## STATED TASK
Without the pictures, write out all the lines below exactly as they appear.
+ + + + + + +
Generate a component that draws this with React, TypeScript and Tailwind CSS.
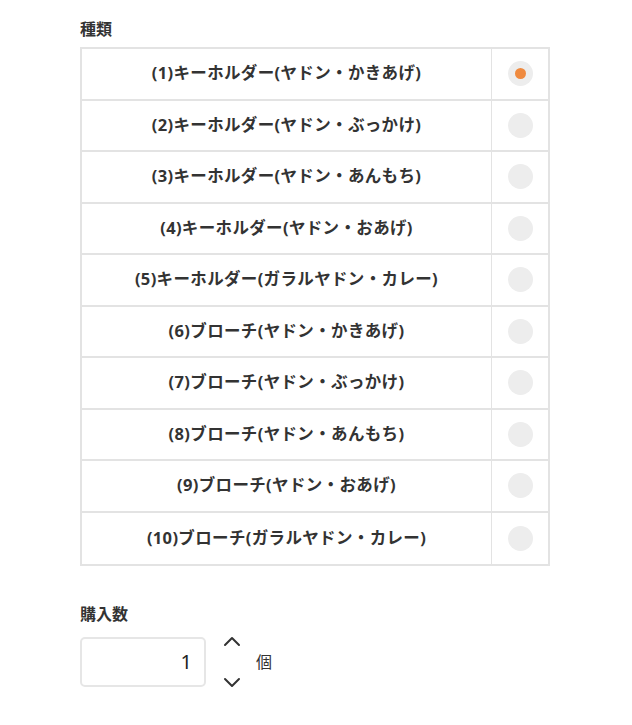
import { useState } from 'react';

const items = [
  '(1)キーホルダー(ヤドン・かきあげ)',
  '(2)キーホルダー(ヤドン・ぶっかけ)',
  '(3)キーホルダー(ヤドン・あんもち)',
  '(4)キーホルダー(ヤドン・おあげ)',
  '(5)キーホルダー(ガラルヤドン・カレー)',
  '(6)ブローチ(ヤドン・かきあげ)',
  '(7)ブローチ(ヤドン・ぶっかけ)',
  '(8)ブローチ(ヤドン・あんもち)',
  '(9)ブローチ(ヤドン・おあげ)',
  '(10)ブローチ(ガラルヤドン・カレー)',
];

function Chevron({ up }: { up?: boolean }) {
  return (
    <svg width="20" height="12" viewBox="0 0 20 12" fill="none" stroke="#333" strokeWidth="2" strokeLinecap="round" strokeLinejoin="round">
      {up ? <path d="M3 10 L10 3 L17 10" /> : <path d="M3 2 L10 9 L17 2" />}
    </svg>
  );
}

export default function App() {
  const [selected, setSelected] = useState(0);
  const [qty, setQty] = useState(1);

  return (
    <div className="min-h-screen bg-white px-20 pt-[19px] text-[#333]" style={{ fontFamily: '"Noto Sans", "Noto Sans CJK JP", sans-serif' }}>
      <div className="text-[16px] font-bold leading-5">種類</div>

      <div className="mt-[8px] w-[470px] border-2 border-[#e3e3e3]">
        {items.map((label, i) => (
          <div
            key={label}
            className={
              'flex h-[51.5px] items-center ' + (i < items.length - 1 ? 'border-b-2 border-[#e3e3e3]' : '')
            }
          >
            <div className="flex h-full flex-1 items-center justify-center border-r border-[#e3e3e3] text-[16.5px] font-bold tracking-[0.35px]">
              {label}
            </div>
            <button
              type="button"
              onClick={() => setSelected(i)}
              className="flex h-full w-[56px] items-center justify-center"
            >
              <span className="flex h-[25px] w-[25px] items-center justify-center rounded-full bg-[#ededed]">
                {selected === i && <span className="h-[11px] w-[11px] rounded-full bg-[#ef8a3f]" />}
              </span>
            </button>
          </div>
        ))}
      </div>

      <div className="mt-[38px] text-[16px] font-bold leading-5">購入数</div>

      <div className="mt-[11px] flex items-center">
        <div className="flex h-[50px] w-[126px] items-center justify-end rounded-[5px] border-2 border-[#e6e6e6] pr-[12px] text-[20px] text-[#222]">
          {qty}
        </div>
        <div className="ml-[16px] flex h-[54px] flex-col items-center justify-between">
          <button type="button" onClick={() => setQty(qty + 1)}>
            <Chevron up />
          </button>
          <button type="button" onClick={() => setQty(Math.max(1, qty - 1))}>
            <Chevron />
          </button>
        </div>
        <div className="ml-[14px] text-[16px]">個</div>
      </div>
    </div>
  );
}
+ + + + + + +
## ANSWER FOR THE TASK
Generate a component that draws this with React, TypeScript and Tailwind CSS.
import { useState } from 'react';

const items = [
  '(1)キーホルダー(ヤドン・かきあげ)',
  '(2)キーホルダー(ヤドン・ぶっかけ)',
  '(3)キーホルダー(ヤドン・あんもち)',
  '(4)キーホルダー(ヤドン・おあげ)',
  '(5)キーホルダー(ガラルヤドン・カレー)',
  '(6)ブローチ(ヤドン・かきあげ)',
  '(7)ブローチ(ヤドン・ぶっかけ)',
  '(8)ブローチ(ヤドン・あんもち)',
  '(9)ブローチ(ヤドン・おあげ)',
  '(10)ブローチ(ガラルヤドン・カレー)',
];

function Chevron({ up }: { up?: boolean }) {
  return (
    <svg width="20" height="12" viewBox="0 0 20 12" fill="none" stroke="#333" strokeWidth="2" strokeLinecap="round" strokeLinejoin="round">
      {up ? <path d="M3 10 L10 3 L17 10" /> : <path d="M3 2 L10 9 L17 2" />}
    </svg>
  );
}

export default function App() {
  const [selected, setSelected] = useState(0);
  const [qty, setQty] = useState(1);

  return (
    <div className="min-h-screen bg-white px-20 pt-[19px] text-[#333]" style={{ fontFamily: '"Noto Sans", "Noto Sans CJK JP", sans-serif' }}>
      <div className="text-[16px] font-bold leading-5">種類</div>

      <div className="mt-[8px] w-[470px] border-2 border-[#e3e3e3]">
        {items.map((label, i) => (
          <div
            key={label}
            className={
              'flex h-[51.5px] items-center ' + (i < items.length - 1 ? 'border-b-2 border-[#e3e3e3]' : '')
            }
          >
            <div className="flex h-full flex-1 items-center justify-center border-r border-[#e3e3e3] text-[16.5px] font-bold tracking-[0.35px]">
              {label}
            </div>
            <button
              type="button"
              onClick={() => setSelected(i)}
              className="flex h-full w-[56px] items-center justify-center"
            >
              <span className="flex h-[25px] w-[25px] items-center justify-center rounded-full bg-[#ededed]">
                {selected === i && <span className="h-[11px] w-[11px] rounded-full bg-[#ef8a3f]" />}
              </span>
            </button>
          </div>
        ))}
      </div>

      <div className="mt-[38px] text-[16px] font-bold leading-5">購入数</div>

      <div className="mt-[11px] flex items-center">
        <div className="flex h-[50px] w-[126px] items-center justify-end rounded-[5px] border-2 border-[#e6e6e6] pr-[12px] text-[20px] text-[#222]">
          {qty}
        </div>
        <div className="ml-[16px] flex h-[54px] flex-col items-center justify-between">
          <button type="button" onClick={() => setQty(qty + 1)}>
            <Chevron up />
          </button>
          <button type="button" onClick={() => setQty(Math.max(1, qty - 1))}>
            <Chevron />
          </button>
        </div>
        <div className="ml-[14px] text-[16px]">個</div>
      </div>
    </div>
  );
}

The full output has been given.